Diversité forcée : les médias locaux soumis aux quotas du CRTC

D’après un article de Jamie Sarkonak publié dans le National Post le 10 juillet 2025

Jamie Sarkonak tire la sonnette d’alarme : le Conseil de la radiodiffusion et des télécommunications canadiennes (CRTC) s’immisce désormais dans les décisions éditoriales des médias locaux, menaçant directement leur indépendance journalistique. Dans un article percutant publié dans le National Post, la journaliste dénonce les nouvelles règles imposées par le régulateur fédéral, notamment l’ajout d’incitatifs à la diversité dans un fonds de 18 millions de dollars destiné aux nouvelles télévisées locales.

Depuis 2016, le Fonds pour les nouvelles locales indépendantes soutenait financièrement les stations privées de petits marchés, sans exigence idéologique. Les radiodiffuseurs versaient une petite part de leurs revenus (0,3 %) dans cette cagnotte, laquelle permettait de couvrir jusqu’à 70 % des coûts des salles de presse locales, selon les observations du spécialiste Howard Law cité par Sarkonak. Mais en juin dernier, le CRTC a ajouté une série d’incitatifs fondés sur des critères de diversité démographique et identitaire.

Selon Jamie Sarkonak, cela transforme profondément la mission du fonds. Désormais, pour qu’un contenu soit admissible à une part du financement, il devra être produit pour des communautés « sous-représentées » — qu’elles soient autochtones, issues de minorités visibles ou linguistiques, ou encore identifiées comme « méritant l’équité » — et montrer visiblement leurs membres à l’écran. Il ne suffira plus de produire de l’information locale ; il faudra le faire dans une perspective identitaire.

La journaliste se demande si les stations devront désormais prioriser un festival culturel ethnique pour obtenir des fonds, plutôt qu’un fait divers local ou une réunion du conseil municipal. Elle prévient : « Le CRTC n’a rien à faire dans de telles décisions rédactionnelles. » Pour elle, ce glissement bureaucratique du CRTC vers des considérations idéologiques est inacceptable et équivaut à imposer une forme de journalisme militant.

Jamie Sarkonak rappelle que ces nouvelles orientations sont issues de l’interprétation élargie de la Loi sur la radiodiffusion, modifiée après l’adoption de la controversée Loi sur la diffusion en continu en ligne de 2022. Ce texte a renforcé l’exigence selon laquelle le système de radiodiffusion canadien doit « soutenir une programmation communautaire qui reflète la diversité ethnoculturelle et autochtone des communautés desservies ».
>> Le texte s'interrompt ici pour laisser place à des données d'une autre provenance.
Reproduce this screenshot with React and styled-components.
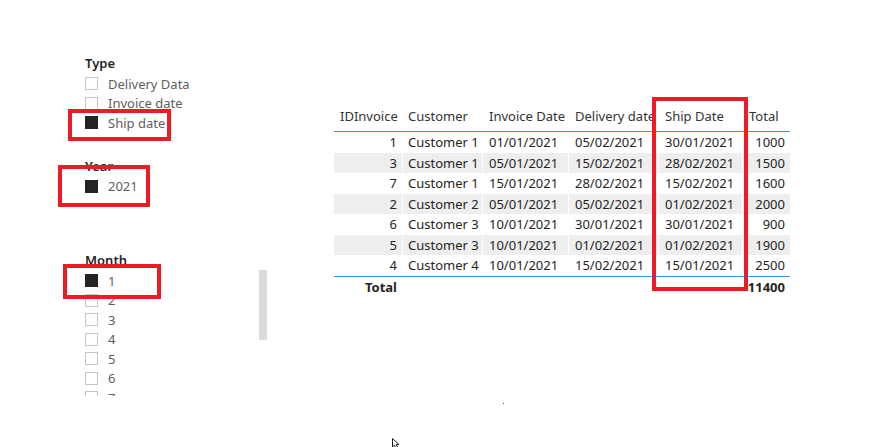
import React from "react";
import styled, { createGlobalStyle } from "styled-components";

const FONT = `"Segoe UI", "Noto Sans", "Open Sans", sans-serif`;

const Global = createGlobalStyle`
  html, body { margin: 0; padding: 0; background: #ffffff; }
  #root { width: 877px; height: 447px; }
`;

const Page = styled.div`
  position: relative;
  width: 877px;
  height: 447px;
  overflow: hidden;
  background: #ffffff;
  display: flex;
  font-family: ${FONT};
  color: #252423;
`;

const LeftPanel = styled.div`
  width: 334px;
  flex: none;
  box-sizing: border-box;
  padding-left: 85px;
  display: flex;
  flex-direction: column;
`;

const Slicer = styled.div`
  margin-top: ${(p) => p.$top}px;
  display: flex;
  flex-direction: row;
`;

const SlicerBody = styled.div`
  width: 174px;
  display: flex;
  flex-direction: column;
`;

const SlicerTitle = styled.div`
  font-size: 13px;
  font-weight: 600;
  line-height: 18px;
  height: 18px;
  margin-bottom: 2px;
  color: #252423;
`;

const ItemList = styled.div`
  display: flex;
  flex-direction: column;
  height: ${(p) => (p.$clip ? `${p.$clip}px` : "auto")};
  overflow: hidden;
`;

const Item = styled.div`
  height: 19.5px;
  flex: none;
  display: flex;
  align-items: center;
  gap: 10px;
`;

const Box = styled.span`
  width: 13px;
  height: 13px;
  box-sizing: border-box;
  flex: none;
  border: 1px solid ${(p) => (p.$on ? "#252423" : "#c8c6c4")};
  background: ${(p) => (p.$on ? "#252423" : "#ffffff")};
`;

const Label = styled.span`
  font-size: 13px;
  color: #605e5c;
  white-space: nowrap;
`;

const ScrollThumb = styled.div`
  width: 8px;
  height: 70px;
  margin-top: 19px;
  background: #dcdbda;
`;

const TableArea = styled.div`
  padding-top: 103px;
`;

const COLS = "68px 80px 86px 90px 84px 48px";

const Row = styled.div`
  display: grid;
  grid-template-columns: ${COLS};
  height: ${(p) => p.$h}px;
  background: ${(p) => (p.$stripe ? "#eeeeee" : "transparent")};
  border-bottom: ${(p) => (p.$line ? "1px solid #3c93e0" : "none")};
  align-items: ${(p) => (p.$head ? "end" : "center")};
  font-size: 13px;
  font-weight: ${(p) => (p.$bold ? 700 : 400)};
`;

const Cell = styled.div`
  box-sizing: border-box;
  white-space: nowrap;
  overflow: hidden;
  text-align: ${(p) => (p.$right ? "right" : "left")};
  padding-left: ${(p) => (p.$right ? 0 : p.$pad ?? 6)}px;
  padding-right: ${(p) => (p.$right ? 5 : 0)}px;
  padding-bottom: ${(p) => (p.$head ? 5 : 0)}px;
  border-left: ${(p) => (p.$sep ? "1px solid #ffffff" : "none")};
  line-height: 20px;
  color: ${(p) => (p.$head ? "#333333" : "#252423")};
`;

const Mark = styled.div`
  position: absolute;
  left: ${(p) => p.$x}px;
  top: ${(p) => p.$y}px;
  width: ${(p) => p.$w}px;
  height: ${(p) => p.$h}px;
  box-sizing: border-box;
  border: 4px solid #ed1c24;
  pointer-events: none;
`;

const Dot = styled.div`
  position: absolute;
  left: 503px;
  top: 403px;
  width: 1px;
  height: 1px;
  background: #444;
`;

const Cursor = styled.svg`
  position: absolute;
  left: 391px;
  top: 438px;
`;

const slicers = [
  { title: "Type", top: 54, items: [["Delivery Data", false], ["Invoice date", false], ["Ship date", true]] },
  { title: "Year", top: 24, items: [["2021", true]] },
  {
    title: "Month",
    top: 55,
    clip: 125,
    scroll: true,
    items: [["1", true], ["2", false], ["3", false], ["4", false], ["5", false], ["6", false], ["7", false]],
  },
];

const headers = ["IDInvoice", "Customer", "Invoice Date", "Delivery date", "Ship Date", "Total"];
const pads = [6, 5, 6, 6, 6, 6];

const rows = [
  ["1", "Customer 1", "01/01/2021", "05/02/2021", "30/01/2021", "1000"],
  ["3", "Customer 1", "05/01/2021", "15/02/2021", "28/02/2021", "1500"],
  ["7", "Customer 1", "15/01/2021", "28/02/2021", "15/02/2021", "1600"],
  ["2", "Customer 2", "05/01/2021", "05/02/2021", "01/02/2021", "2000"],
  ["6", "Customer 3", "10/01/2021", "30/01/2021", "30/01/2021", "900"],
  ["5", "Customer 3", "10/01/2021", "01/02/2021", "01/02/2021", "1900"],
  ["4", "Customer 4", "10/01/2021", "15/02/2021", "15/01/2021", "2500"],
];

const numeric = [true, false, false, false, false, true];

export default function App() {
  return (
    <Page>
      <Global />
      <LeftPanel>
        {slicers.map((s) => (
          <Slicer key={s.title} $top={s.top}>
            <SlicerBody>
              <SlicerTitle>{s.title}</SlicerTitle>
              <ItemList $clip={s.clip}>
                {s.items.map(([label, on]) => (
                  <Item key={label}>
                    <Box $on={on} />
                    <Label>{label}</Label>
                  </Item>
                ))}
              </ItemList>
            </SlicerBody>
            {s.scroll && <ScrollThumb />}
          </Slicer>
        ))}
      </LeftPanel>

      <TableArea>
        <Row $h={28} $line $head>
          {headers.map((h, i) => (
            <Cell key={h} $head $pad={pads[i]} $sep={i > 0}>
              {h}
            </Cell>
          ))}
        </Row>
        {rows.map((r, ri) => (
          <Row key={ri} $h={20.5} $stripe={ri % 2 === 1} $line={ri === rows.length - 1}>
            {r.map((v, ci) => (
              <Cell key={ci} $right={numeric[ci]} $pad={pads[ci]} $sep={ci > 0}>
                {v}
              </Cell>
            ))}
          </Row>
        ))}
        <Row $h={20} $bold>
          <Cell $right>Total</Cell>
          <Cell />
          <Cell />
          <Cell />
          <Cell />
          <Cell $right>11400</Cell>
        </Row>
      </TableArea>

      <Mark $x={68} $y={109} $w={103} $h={32} />
      <Mark $x={58} $y={165} $w={92} $h={42} />
      <Mark $x={63} $y={264} $w={98} $h={35} />
      <Mark $x={652} $y={97} $w={96} $h={194} />

      <Dot />
      <Cursor width="12" height="12" viewBox="0 0 12 12">
        <path d="M1.5 0.5 L1.5 9 L3.5 7.2 L5.5 10.8 L7 10 L5.2 6.6 L8 6.6 Z" fill="#ffffff" stroke="#222" strokeWidth="1" />
      </Cursor>
    </Page>
  );
}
Or, comme le note Sarkonak, cette logique de quotas n’existait pas auparavant. Jusqu’en 2013, le CRTC refusait même de songer à imposer des quotas régionaux, considérant cela comme une atteinte à la liberté de la presse. Ce changement de paradigme, selon elle, coïncide avec les gouvernements libéraux successifs, qui ne contrôlent pas directement le CRTC, mais nomment ses commissaires et définissent les grandes lignes de sa mission.

En 2022, cette logique s’est imposée aussi à Radio-Canada : le CRTC a obligé la société d’État à consacrer 30 % de son budget de production télévisuelle anglaise à des producteurs « diversifiés », quota qui passera à 35 % en 2026. Le versant francophone aura son propre quota, fixé à 15 % l’an prochain. Jamie Sarkonak y voit une « intrusion propagandiste » du gouvernement dans l’autonomie des salles de rédaction.

Autre exemple, en 2024, le CRTC a commencé à prélever 5 % des revenus générés au Canada par les géants du numérique comme Spotify, Netflix et YouTube, pour financer notamment le Fonds des médias du Canada et d’autres initiatives marquées par l’agenda DEI (diversité, équité, inclusion).

Cette croissance incontrôlée des fonctions du CRTC a un coût, souligne la journaliste. Depuis 2016, le nombre d’employés de l’organisme est passé de 450 à 733, une augmentation de 63 %. Ce fardeau administratif se répercute sur les entreprises, qui doivent embaucher plus de personnel pour se conformer aux nouvelles exigences. Ultimement, ce sont les consommateurs qui en paient le prix.

Mais la question essentielle posée par Jamie Sarkonak reste entière : cette hyperréglementation améliore-t-elle réellement le paysage médiatique canadien ? À ses yeux, la réponse est non. Au contraire, elle contribue à le détériorer, en dénaturant la mission des journalistes, qui ne devraient jamais avoir à ajuster leurs choix de couverture pour plaire à un programme de subvention gouvernemental.